Hammersmith Tory council has withdrawn its appalling plans for the King Street area but only for now. It is far from clear that the battle is over for the many hundreds of residents and local and national groups who have fought to prevent the construction of luxury high-rise blocks, the demolition of homes for the blind and of an art deco cinema and the loss of a chunk of the Furnivall Gardens park.
Until today, the council had dismissed all opposition out of hand. Now, however, they have deferred the scheme. The fear has to be that this is only until after the mayoral election next May.
It is worth reading carefully the statement sent by the council to the Save our Skyline campaign today. It says, "Hammersmith & Fulham Council has withdrawn the stage II referral until further notice. It means that the Mayor is not required to take a decision at this time. The application is still live and therefore it may be referred back to the Mayor at a future date. This will be at the Council's discretion." (see Chronicle piece here).

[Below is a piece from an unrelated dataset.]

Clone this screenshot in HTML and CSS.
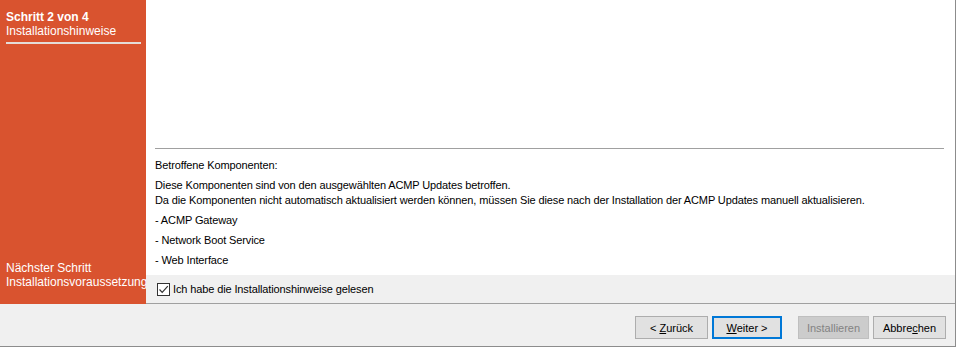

Boris Johnson was required to take a decision today on whether to let the scheme go forward. He knows that the mayoral elections are only five months away. By withdrawing the scheme for now, the Hammersmith Tories are hoping this won't become an election issue for Boris. However, after the election, there is no guarantee that they won't bring the scheme back, slightly tweaked. If re-elected, Boris could pass it then.
It looks as if the way is already being paved for this. As today's statement also said, "Hammersmith & Fulham Council has agreed to work with the Greater London Authority on a further independent rigorous assessment on viability to determine whether there is scope to reduce the height of the buildings again."
By the way, according to the Chronicle, Boris "told council leader Stephen Greenhalgh there was no chance of the project going ahead in its current form". Greenhalgh resigned as leader last Tuesday 12 December. When did he and Boris speak?